-- START --

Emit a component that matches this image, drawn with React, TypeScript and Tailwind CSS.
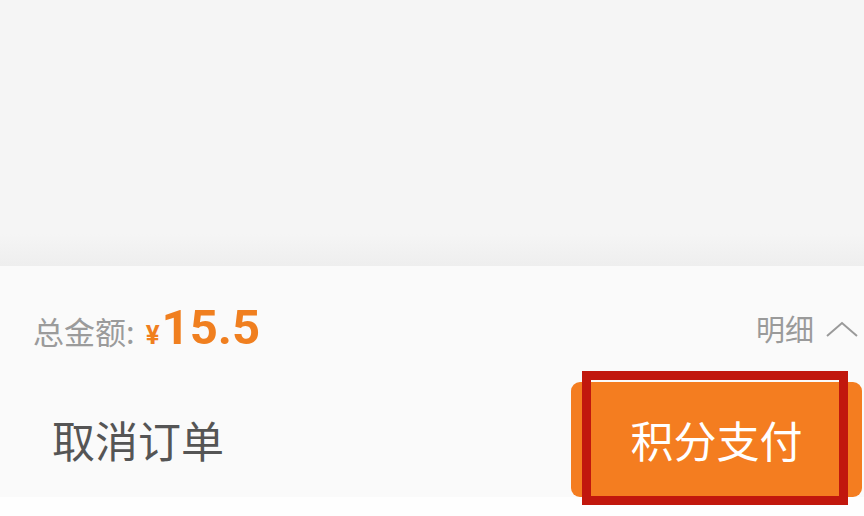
import React from "react";

const CJK = "font-['Noto_Sans_CJK_SC','Noto_Sans',sans-serif]";

const OrderFooter = () => {
  return (
    <div className="w-full h-[516px] flex flex-col bg-[#f5f5f5] overflow-hidden">
      {/* Page content area (empty) */}
      <div className="h-[266px] flex flex-col">
        <div className="flex-1" />
        <div className="h-[32px] bg-gradient-to-b from-[#f5f5f5] to-[#eeeeee]" />
      </div>
      {/* Bottom bar */}
      <div className="flex-1 flex flex-col bg-[#fafafa]">
        {/* Total row */}
        <div className="h-[116px] pt-[10px] flex items-center justify-between pl-[33px] pr-[6px]">
          <div className="flex items-baseline">
            <span className={`${CJK} text-[31px] text-[#9b9b9b]`}>总金额:</span>
            <span className="ml-[11px] font-['Roboto',sans-serif] font-bold text-[26px] text-[#f07f1f]">¥</span>
            <span className="ml-[2px] font-['Roboto',sans-serif] font-bold text-[49px] leading-none text-[#f07f1f]">15.5</span>
          </div>
          <div className="flex items-center gap-[12px]">
            <span className={`${CJK} text-[29px] text-[#9a9a9a]`}>明细</span>
            <svg width="32" height="16" viewBox="0 0 32 16" fill="none">
              <polyline points="1,15 16,2 31,15" stroke="#9a9a9a" strokeWidth="2" />
            </svg>
          </div>
        </div>
        {/* Action row */}
        <div className="h-[115px] flex items-center justify-between pl-[52px] pr-[2px]">
          <span className={`${CJK} text-[43px] text-[#555555]`}>取消订单</span>
          <div className="relative w-[291px] h-full">
            <button className={`${CJK} w-full h-full rounded-[9px] bg-[#f47d20] text-white text-[43px]`}>
              积分支付
            </button>
            {/* Annotation frame */}
            <div className="absolute left-[11px] top-[-11px] w-[266px] h-[134px] border-[9px] border-[#c1170d] pointer-events-none" />
          </div>
        </div>
        <div className="flex-1 bg-[#fefefe]" />
      </div>
    </div>
  );
};

export default function App() {
  return <OrderFooter />;
}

-- END --

_DIRECTIONS FOR THIS TASK_
Copy every line in the listing above where the string "React" turns up.

_RESULT FOR THIS TASK_
Emit a component that matches this image, drawn with React, TypeScript and Tailwind CSS.
import React from "react";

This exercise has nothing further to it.